→ THE PROBLEM
Report all lines holding "component".

— Start of SOURCE RECORDS —

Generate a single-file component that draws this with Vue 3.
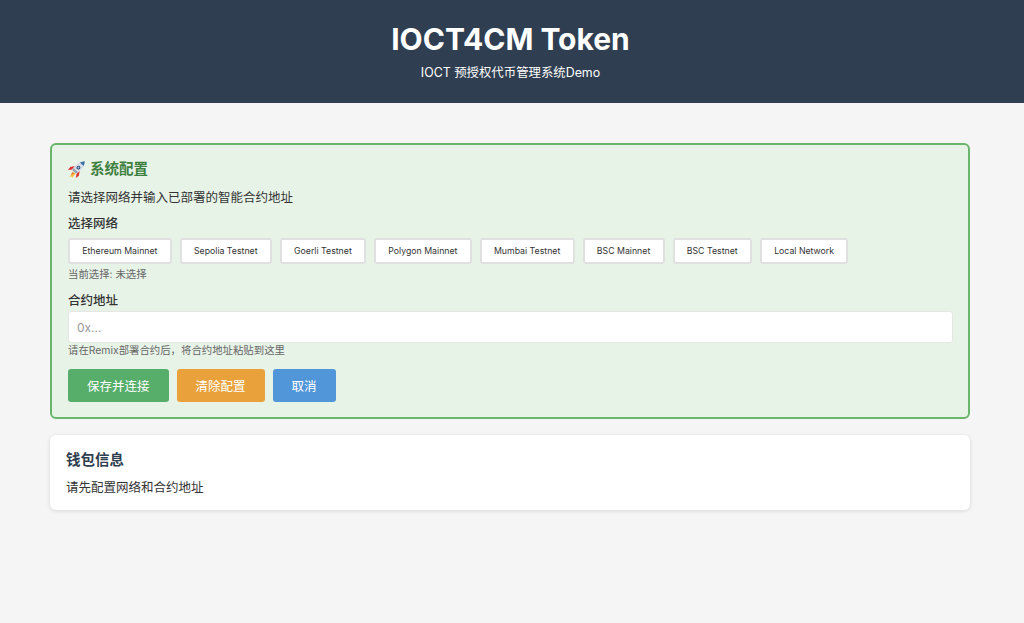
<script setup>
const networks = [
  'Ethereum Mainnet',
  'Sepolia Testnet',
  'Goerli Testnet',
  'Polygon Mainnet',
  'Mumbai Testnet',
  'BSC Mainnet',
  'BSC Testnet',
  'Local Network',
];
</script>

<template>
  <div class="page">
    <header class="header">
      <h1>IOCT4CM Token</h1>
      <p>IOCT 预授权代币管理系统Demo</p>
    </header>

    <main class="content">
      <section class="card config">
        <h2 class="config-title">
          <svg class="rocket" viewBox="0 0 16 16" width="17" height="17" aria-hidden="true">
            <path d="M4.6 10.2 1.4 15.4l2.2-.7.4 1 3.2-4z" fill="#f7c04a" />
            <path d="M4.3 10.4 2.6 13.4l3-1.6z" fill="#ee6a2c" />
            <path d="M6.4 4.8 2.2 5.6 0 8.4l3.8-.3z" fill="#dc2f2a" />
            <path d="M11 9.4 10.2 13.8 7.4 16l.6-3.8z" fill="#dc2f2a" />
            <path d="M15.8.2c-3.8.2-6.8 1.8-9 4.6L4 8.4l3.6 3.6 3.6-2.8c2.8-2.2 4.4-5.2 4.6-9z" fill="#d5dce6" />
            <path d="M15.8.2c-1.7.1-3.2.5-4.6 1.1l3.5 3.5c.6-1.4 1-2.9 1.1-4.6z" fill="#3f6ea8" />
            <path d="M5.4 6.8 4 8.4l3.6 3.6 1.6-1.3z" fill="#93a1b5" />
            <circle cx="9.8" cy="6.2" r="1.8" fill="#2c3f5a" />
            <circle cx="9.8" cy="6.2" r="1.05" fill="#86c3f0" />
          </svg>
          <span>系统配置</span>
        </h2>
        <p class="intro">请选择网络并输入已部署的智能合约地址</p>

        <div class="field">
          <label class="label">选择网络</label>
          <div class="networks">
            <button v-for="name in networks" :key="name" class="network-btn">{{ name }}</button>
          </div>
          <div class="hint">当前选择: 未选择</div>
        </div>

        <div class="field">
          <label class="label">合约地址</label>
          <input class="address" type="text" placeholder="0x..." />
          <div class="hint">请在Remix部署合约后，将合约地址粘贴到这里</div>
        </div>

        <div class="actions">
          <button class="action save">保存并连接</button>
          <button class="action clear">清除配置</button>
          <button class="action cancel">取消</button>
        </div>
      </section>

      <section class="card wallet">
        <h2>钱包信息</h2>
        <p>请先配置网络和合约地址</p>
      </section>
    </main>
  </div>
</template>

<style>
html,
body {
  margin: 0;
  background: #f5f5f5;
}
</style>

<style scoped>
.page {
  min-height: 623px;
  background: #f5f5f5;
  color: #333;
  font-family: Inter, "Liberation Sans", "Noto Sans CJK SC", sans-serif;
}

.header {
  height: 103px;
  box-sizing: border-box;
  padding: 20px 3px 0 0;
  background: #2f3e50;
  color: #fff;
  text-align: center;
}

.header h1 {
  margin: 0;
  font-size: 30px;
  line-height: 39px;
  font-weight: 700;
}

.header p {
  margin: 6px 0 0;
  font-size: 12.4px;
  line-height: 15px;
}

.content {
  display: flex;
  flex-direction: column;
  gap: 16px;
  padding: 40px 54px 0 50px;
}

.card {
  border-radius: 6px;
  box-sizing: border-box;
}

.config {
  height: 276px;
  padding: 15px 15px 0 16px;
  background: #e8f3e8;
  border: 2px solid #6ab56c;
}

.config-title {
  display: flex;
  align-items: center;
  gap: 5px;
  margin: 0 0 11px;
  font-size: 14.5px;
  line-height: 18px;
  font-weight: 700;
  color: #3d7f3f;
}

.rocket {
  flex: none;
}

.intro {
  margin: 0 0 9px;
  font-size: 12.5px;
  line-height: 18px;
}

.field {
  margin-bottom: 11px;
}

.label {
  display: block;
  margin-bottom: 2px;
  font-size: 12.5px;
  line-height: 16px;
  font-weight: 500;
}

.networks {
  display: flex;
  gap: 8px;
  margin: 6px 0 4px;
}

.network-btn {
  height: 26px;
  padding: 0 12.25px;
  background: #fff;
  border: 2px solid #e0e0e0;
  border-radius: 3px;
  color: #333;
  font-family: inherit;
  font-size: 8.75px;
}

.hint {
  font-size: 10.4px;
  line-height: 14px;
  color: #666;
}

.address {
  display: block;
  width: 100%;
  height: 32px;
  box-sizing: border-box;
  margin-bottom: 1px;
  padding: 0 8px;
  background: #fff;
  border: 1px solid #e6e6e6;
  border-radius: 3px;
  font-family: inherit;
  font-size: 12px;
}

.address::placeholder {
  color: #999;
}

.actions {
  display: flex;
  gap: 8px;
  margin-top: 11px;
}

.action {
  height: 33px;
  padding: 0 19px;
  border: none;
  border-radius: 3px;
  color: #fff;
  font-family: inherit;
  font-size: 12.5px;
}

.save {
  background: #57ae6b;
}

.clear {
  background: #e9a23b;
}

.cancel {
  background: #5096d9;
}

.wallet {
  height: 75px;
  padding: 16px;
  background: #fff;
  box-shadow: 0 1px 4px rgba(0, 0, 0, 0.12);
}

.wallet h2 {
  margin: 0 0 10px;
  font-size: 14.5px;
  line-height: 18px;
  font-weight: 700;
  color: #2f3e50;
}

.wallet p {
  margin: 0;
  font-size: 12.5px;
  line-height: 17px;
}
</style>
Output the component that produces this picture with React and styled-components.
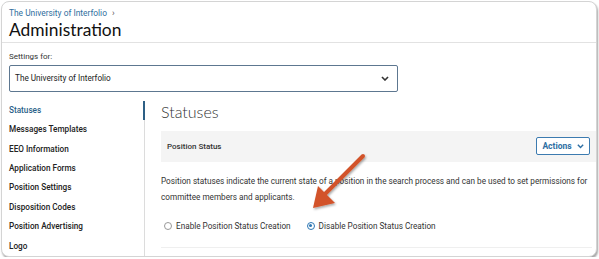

— End of SOURCE RECORDS —

→ RESULT OF THE TASK
Generate a single-file component that draws this with Vue 3.
Output the component that produces this picture with React and styled-components.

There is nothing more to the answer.